Kirkus Reviews QR Code


by Roberto Calasso & translated by

Pub Date: March 21st, 2001
ISBN: 0-375-41138-0
Publisher: Knopf

A wide-ranging scholar ponders the manifestations of ancient gods in modern literature.

Calasso (Ka, 1998, etc.) does not attempt to cover his topic comprehensively. He focuses instead on what he terms “absolute literature,” those “most audacious and demanding” works “that leave the ancient pattern of genres and prescribed patterns far behind . . . forever abandoned in a flight toward a knowledge grounded only in itself and expanding everywhere like a cloud, cloaking every shape, overstepping every boundary.” These literary epiphanies are to be found in works as various as Nabokov’s Lolita, the lyrics of the German poet Hölderlein, Nietzsche’s notebooks, and the essays of Mallarmé. The seven essays were originally delivered as a lecture series at Oxford University, and the effect is rather like eavesdropping on a seminar in progress: the aphorisms, connections, and fleeting allusions come thick and fast.

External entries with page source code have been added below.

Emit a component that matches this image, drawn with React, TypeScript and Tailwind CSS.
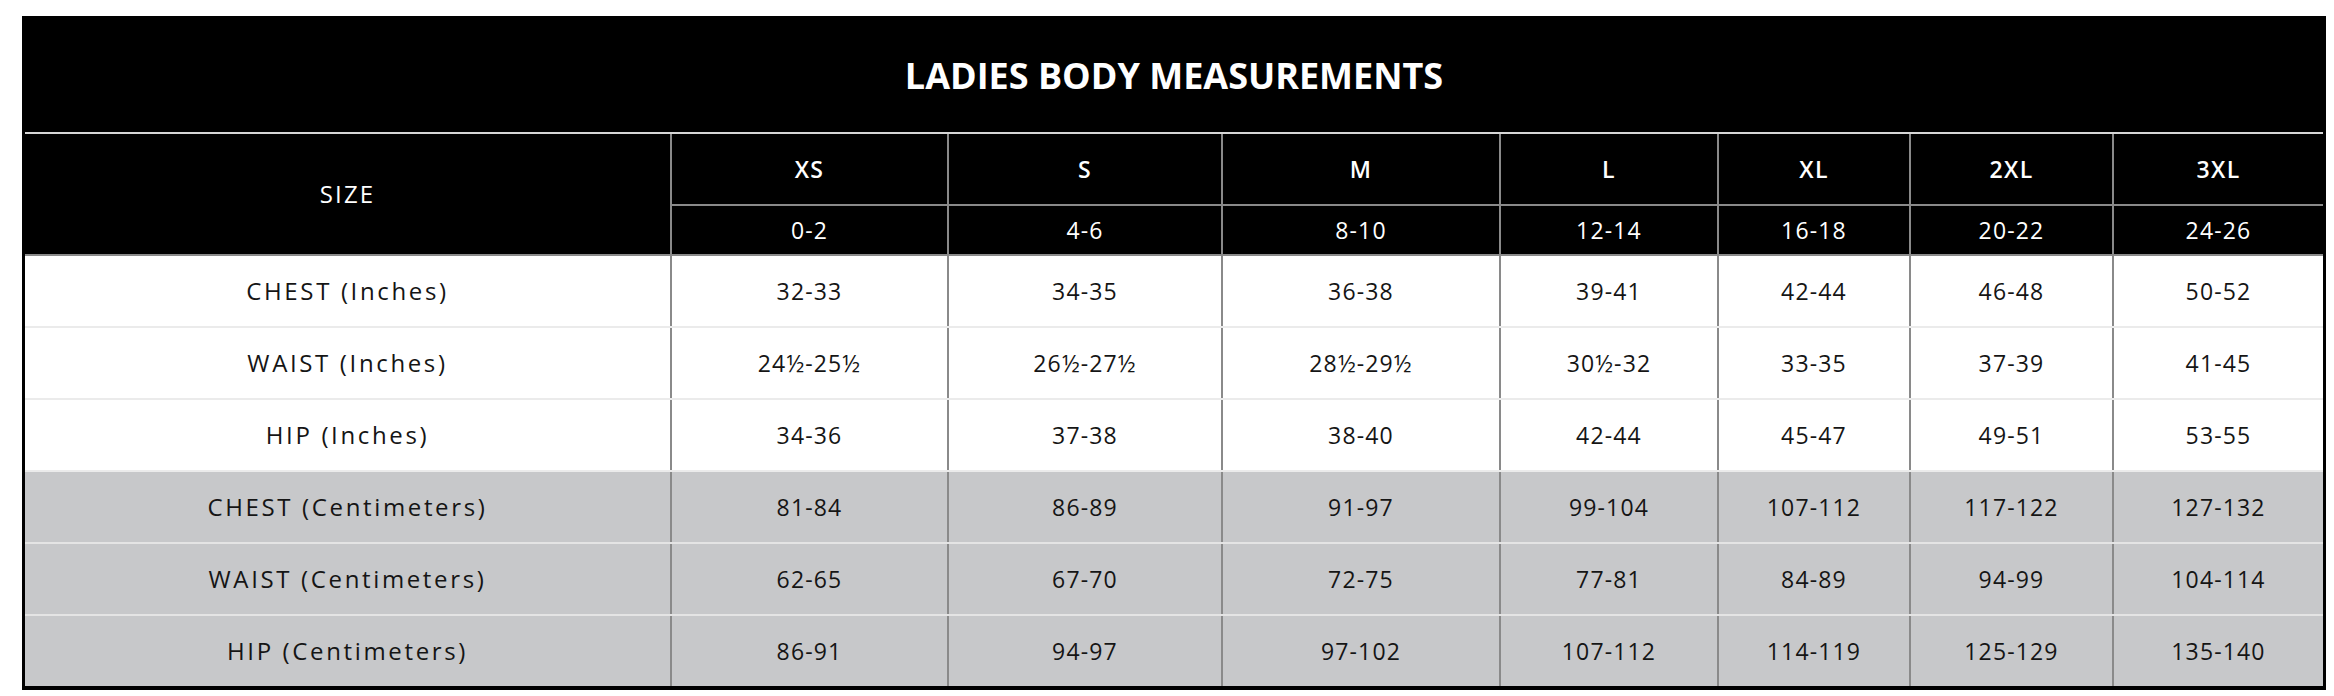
import React from "react";

const sizes = ["XS", "S", "M", "L", "XL", "2XL", "3XL"];
const us = ["0-2", "4-6", "8-10", "12-14", "16-18", "20-22", "24-26"];

const rows: { label: string; values: string[]; gray: boolean }[] = [
  { label: "CHEST (Inches)", values: ["32-33", "34-35", "36-38", "39-41", "42-44", "46-48", "50-52"], gray: false },
  { label: "WAIST (Inches)", values: ["24½-25½", "26½-27½", "28½-29½", "30½-32", "33-35", "37-39", "41-45"], gray: false },
  { label: "HIP (Inches)", values: ["34-36", "37-38", "38-40", "42-44", "45-47", "49-51", "53-55"], gray: false },
  { label: "CHEST (Centimeters)", values: ["81-84", "86-89", "91-97", "99-104", "107-112", "117-122", "127-132"], gray: true },
  { label: "WAIST (Centimeters)", values: ["62-65", "67-70", "72-75", "77-81", "84-89", "94-99", "104-114"], gray: true },
  { label: "HIP (Centimeters)", values: ["86-91", "94-97", "97-102", "107-112", "114-119", "125-129", "135-140"], gray: true },
];

const cols = "grid grid-cols-[645px_277px_274px_278px_218px_192px_203px_211px]";

export default function App() {
  return (
    <div className="min-h-screen bg-white pt-[16px] pl-[22px]" style={{ fontFamily: '"Open Sans", "Noto Sans", sans-serif' }}>
      <div className="w-[2304px] border-[3px] border-b-4 border-black bg-black">
        <div className="flex h-[115px] items-center justify-center border-b-2 border-[#d6d6d6] text-[36px] font-bold text-white">
          LADIES BODY MEASUREMENTS
        </div>
        <div className={`${cols} border-b-2 border-[#8a8a8a] text-white`}>
          <div className="row-span-2 flex items-center justify-center text-[24px] tracking-[0.09em]">SIZE</div>
          {sizes.map((s) => (
            <div key={s} className="flex h-[72px] items-center justify-center border-b-2 border-l-2 border-[#8a8a8a] text-[23px] font-semibold tracking-[0.06em]">
              {s}
            </div>
          ))}
          {us.map((u) => (
            <div key={u} className="flex h-[48px] items-center justify-center border-l-2 border-[#8a8a8a] text-[23px] tracking-[0.05em]">
              {u}
            </div>
          ))}
        </div>
        {rows.map((r, i) => (
          <div
            key={r.label}
            className={`${cols} ${r.gray ? "bg-[#c7c8ca]" : "bg-white"} ${i < rows.length - 1 ? (r.gray ? "border-b-2 border-[#e4e4e4]" : "border-b-2 border-[#ebebeb]") : ""} text-[#151515]`}
          >
            <div className="flex h-[70px] items-center justify-center text-[24px] font-medium tracking-[0.11em]">{r.label}</div>
            {r.values.map((v, j) => (
              <div key={j} className="flex h-[70px] items-center justify-center border-l-2 border-[#8a8a8a] text-[23px] tracking-[0.05em]">
                {v}
              </div>
            ))}
          </div>
        ))}
      </div>
    </div>
  );
}
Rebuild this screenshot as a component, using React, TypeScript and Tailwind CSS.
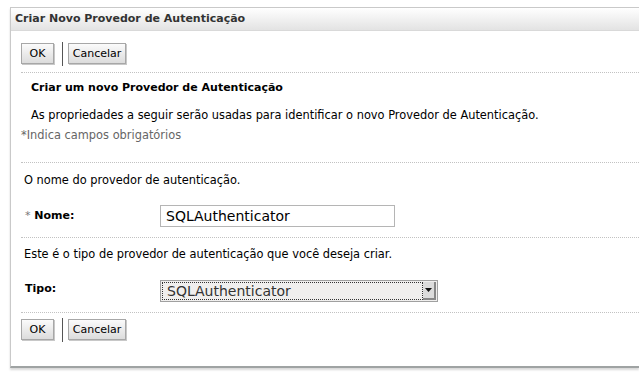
import React from "react";

function Buttons() {
  return (
    <div className="flex items-start h-[24px]">
      <button className="mt-px h-[21px] w-[33px] border border-[#a7a7a7] bg-gradient-to-b from-[#fbfbfb] to-[#dcdcdc] text-[11px] text-black leading-none shadow-[1px_1px_0_#c8c8c8]">
        OK
      </button>
      <div className="w-px h-[24px] bg-[#555] ml-[8px] mr-[5px]" />
      <button className="mt-px h-[21px] w-[58px] border border-[#a7a7a7] bg-gradient-to-b from-[#fbfbfb] to-[#dcdcdc] text-[11px] text-black leading-none shadow-[1px_1px_0_#c8c8c8]">
        Cancelar
      </button>
    </div>
  );
}

function Dots() {
  return <div className="border-t border-dotted border-[#c2c2c2]" />;
}

export default function App() {
  return (
    <div
      className="w-[639px] h-[378px] bg-white pt-[7px] pl-[10px] overflow-hidden"
      style={{ fontFamily: '"DejaVu Sans", Verdana, sans-serif' }}
    >
      <div className="h-[361px] border-t border-l border-b-2 border-[#c9c9c9] border-b-[#9fa3a3] shadow-[0_2px_2px_#d8d8d8] flex flex-col">
        <div className="h-[23px] flex items-center px-[4px] bg-gradient-to-b from-[#ffffff] to-[#e3e3e3] border-b border-[#d9d9d9]">
          <span className="text-[11px] font-bold text-[#333]">
            Criar Novo Provedor de Autenticação
          </span>
        </div>
        <div className="pl-[10px] pt-[11px]">
          <Buttons />
          <div className="mt-[6px]">
            <Dots />
          </div>
          <div className="pl-[10px] pt-[8px] leading-[14px] text-[11px] font-bold text-black">
            Criar um novo Provedor de Autenticação
          </div>
          <div className="pl-[10px] pt-[13px] leading-[14px] text-[11.4px] text-black">
            As propriedades a seguir serão usadas para identificar o novo Provedor de Autenticação.
          </div>
          <div className="pt-[6px] leading-[14px] text-[11.4px] text-[#666]">
            *Indica campos obrigatórios
          </div>
          <div className="mt-[20px]">
            <Dots />
          </div>
          <div className="pl-[3px] pt-[10px] leading-[14px] text-[11.4px] text-black">
            O nome do provedor de autenticação.
          </div>
          <div className="flex items-center pl-[4px] pt-[18px]">
            <div className="w-[135px] text-[11px] font-bold text-black">
              <span className="text-[#777] font-normal">*</span> Nome:
            </div>
            <input
              readOnly
              value="SQLAuthenticator"
              className="w-[235px] h-[22px] border border-[#b5b5b5] px-[5px] text-[14px] text-black outline-none"
              style={{ fontFamily: '"DejaVu Sans", Verdana, sans-serif' }}
            />
          </div>
          <div className="mt-[10px]">
            <Dots />
          </div>
          <div className="pl-[3px] pt-[9px] leading-[14px] text-[11.4px] text-black">
            Este é o tipo de provedor de autenticação que você deseja criar.
          </div>
          <div className="flex items-center pl-[4px] pt-[19px]">
            <div className="w-[135px] text-[11px] font-bold text-black -mt-[4px]">Tipo:</div>
            <div className="w-[278px] h-[22px] border border-[#a0a0a0] bg-[#f0efee] flex p-px">
              <div className="flex-1 border border-dotted border-[#333] flex items-center px-[4px] text-[14px] text-[#333]">
                SQLAuthenticator
              </div>
              <div className="w-[13px] bg-[#dcdcdc] border-r-2 border-b-2 border-[#888] flex items-center justify-center">
                <svg width="7" height="5" viewBox="0 0 7 5">
                  <path d="M0 0h7L3.5 4z" fill="#111" />
                </svg>
              </div>
            </div>
          </div>
          <div className="mt-[10px]">
            <Dots />
          </div>
          <div className="pt-[5px]">
            <Buttons />
          </div>
        </div>
      </div>
    </div>
  );
}
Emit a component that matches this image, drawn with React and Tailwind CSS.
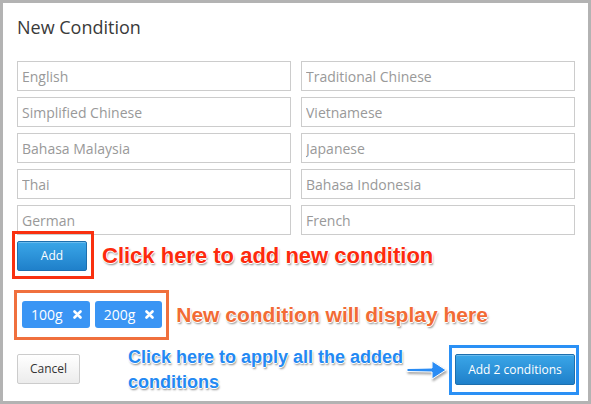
import React from 'react';

const languages = [
  ['English', 'Traditional Chinese'],
  ['Simplified Chinese', 'Vietnamese'],
  ['Bahasa Malaysia', 'Japanese'],
  ['Thai', 'Bahasa Indonesia'],
  ['German', 'French'],
];

const tags = ['100g', '200g'];

// white halo + soft drop shadow, like the annotation tool draws it
const note =
  "font-['Liberation_Sans',Arial,sans-serif] font-bold whitespace-nowrap [text-shadow:1px_0_0_#fff,-1px_0_0_#fff,0_1px_0_#fff,0_-1px_0_#fff,1px_2px_2px_rgba(0,0,0,0.45)]";

const RemoveIcon = () => (
  <svg width="9" height="9" viewBox="0 0 9 9" className="shrink-0">
    <path d="M1.5 1.5 L7.5 7.5 M7.5 1.5 L1.5 7.5" stroke="#fff" strokeWidth="2.6" strokeLinecap="round" />
  </svg>
);

const Arrow = () => (
  <svg width="44" height="24" viewBox="0 0 44 24" className="drop-shadow-[1px_2px_1px_rgba(0,0,0,0.35)]">
    <path
      d="M1 10.5 L26 10 L26 3 L40 12 L26 21 L26 14 L1 13.5 Z"
      fill="#2a8cf4"
      stroke="#fff"
      strokeWidth="1"
      strokeLinejoin="round"
    />
  </svg>
);

export default function App() {
  return (
    <div className="w-[591px] h-[404px] border-[3px] border-[#b3b3b3] bg-white pl-[14px] pr-[13px] pt-[12px] font-['Open_Sans',sans-serif] text-[#333]">
      <h2 className="text-[18px] leading-[24px] text-[#3a3a3a]">New Condition</h2>

      <div className="mt-[22px] grid grid-cols-2 gap-x-[10px] gap-y-[6px]">
        {languages.flat().map((lang) => (
          <input
            key={lang}
            placeholder={lang}
            className="h-[30px] w-full border border-[#ccc] bg-white pl-[4px] text-[14px] outline-none placeholder:text-[#999]"
          />
        ))}
      </div>

      {/* add row */}
      <div className="-mt-[4px] -ml-[5px] flex items-center">
        <div className="border-[3px] border-[#f9300f] pl-[2px] pr-[4px] pt-[7px] pb-[5px]">
          <button className="h-[30px] w-[70px] rounded-[2px] border border-[#1d6fae] bg-gradient-to-b from-[#3aa6e8] to-[#1f80ca] text-[12px] text-white shadow-[inset_0_1px_0_rgba(255,255,255,0.25)]">
            Add
          </button>
        </div>
        <span className={`ml-[8px] text-[22px] text-[#fd2a0d] ${note}`}>Click here to add new condition</span>
      </div>

      {/* tags row */}
      <div className="mt-[11px] -ml-[3px] flex items-center">
        <div className="flex gap-[5px] border-[3px] border-[#f0703d] pl-[5px] pr-[4px] pt-[8px] pb-[9px]">
          {tags.map((t) => (
            <span
              key={t}
              className="flex h-[27px] items-center gap-[10px] rounded-[3px] bg-[#3a95f4] pl-[9px] pr-[8px] text-[14px] text-white"
            >
              {t}
              <RemoveIcon />
            </span>
          ))}
        </div>
        <span className={`ml-[7px] text-[21px] text-[#f26b35] ${note}`}>New condition will display here</span>
      </div>

      {/* footer */}
      <div className="relative mt-[5px] -mr-[4px] flex items-start">
        <button className="mt-[9px] h-[30px] w-[63px] rounded-[2px] border border-[#ccc] bg-gradient-to-b from-white to-[#ececec] text-[12px] text-[#333]">
          Cancel
        </button>
        <div className={`ml-[48px] text-[18px] leading-[25px] text-[#2389f3] ${note}`}>
          Click here to apply all the added
          <br />
          conditions
        </div>
        <div className="absolute left-[389px] top-[13px]">
          <Arrow />
        </div>
        <div className="ml-auto border-[3px] border-[#2a90f5] pl-[3px] pr-[1px] pt-[6px] pb-[7px]">
          <button className="h-[31px] w-[120px] rounded-[2px] border border-[#1d6fae] bg-gradient-to-b from-[#3aa6e8] to-[#1f80ca] text-[12px] text-white shadow-[inset_0_1px_0_rgba(255,255,255,0.25)]">
            Add 2 conditions
          </button>
        </div>
      </div>
    </div>
  );
}
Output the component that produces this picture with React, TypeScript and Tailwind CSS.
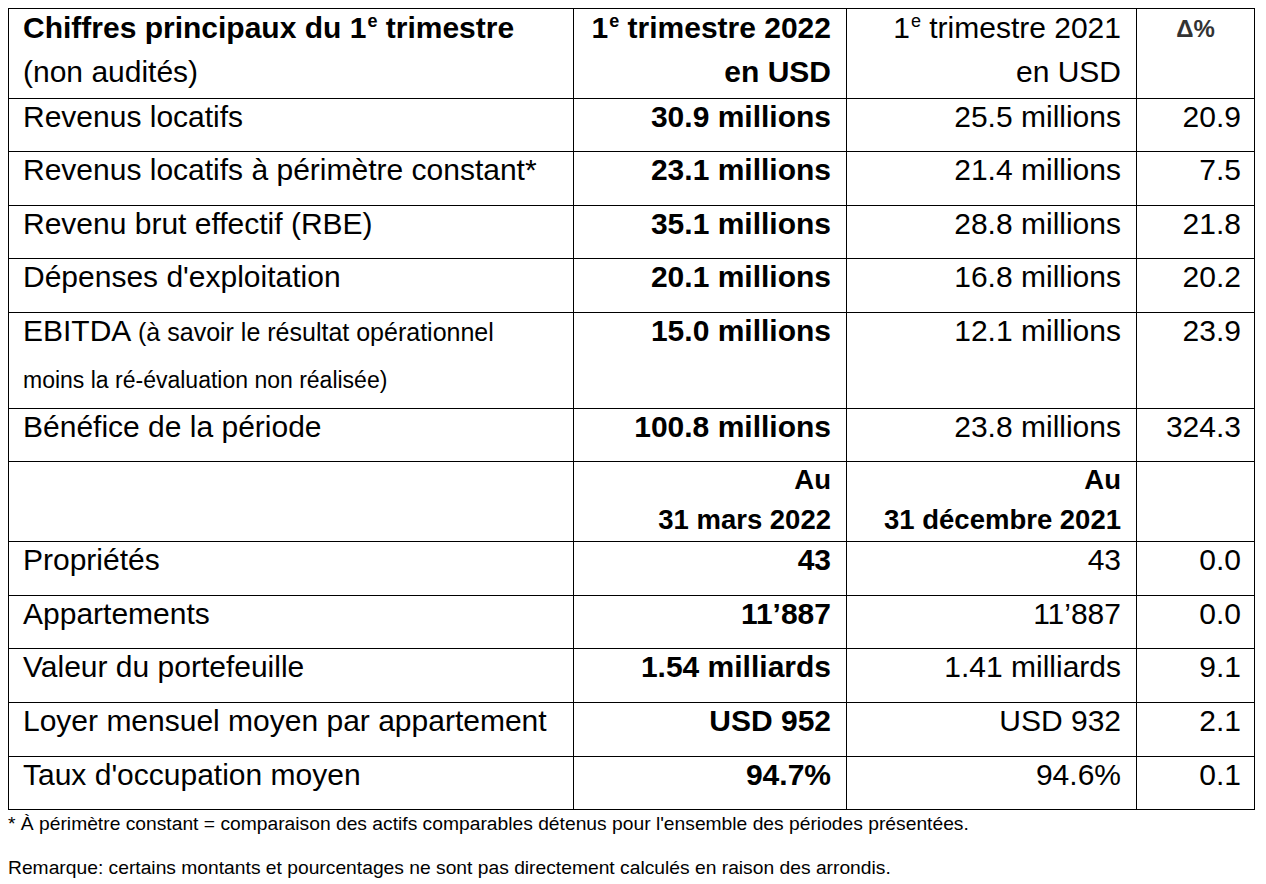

A critic in the belles-lettres tradition, Calasso makes large statements with great authority but little substantiation, rather than engaging in sustained close reading or reconstructing literary history. Like Harold Bloom, he apparently regards individualism and innovation as the only criteria of literary value, so that every text is praised for its originality, with “suddenly,” “for the first time,” “an abrupt turning point,” and the like peppering every chapter. Within the limitations of the approach, however, he comes up with charming observations and remarkable flashes of insight, including a fascinating discussion of Isadore Ducasse’s bizarre 1869 collection of poems, Les Chants de Maldoror, “the first book written on the principle that anything and everything must be the object of sarcasm,” uncannily anticipating both postmodern fiction and slasher movies. In the two most powerful essays, “Mallarmé in Oxford” and “Meters Are the Cattle of the Gods,” magnificently detailed analyses of poetic form offer ample compensation for the sweeping pronouncements, and Calasso’s delight in the textures of language and imagery pervades the text.

Not an essential critical resource, but one offering many pleasures.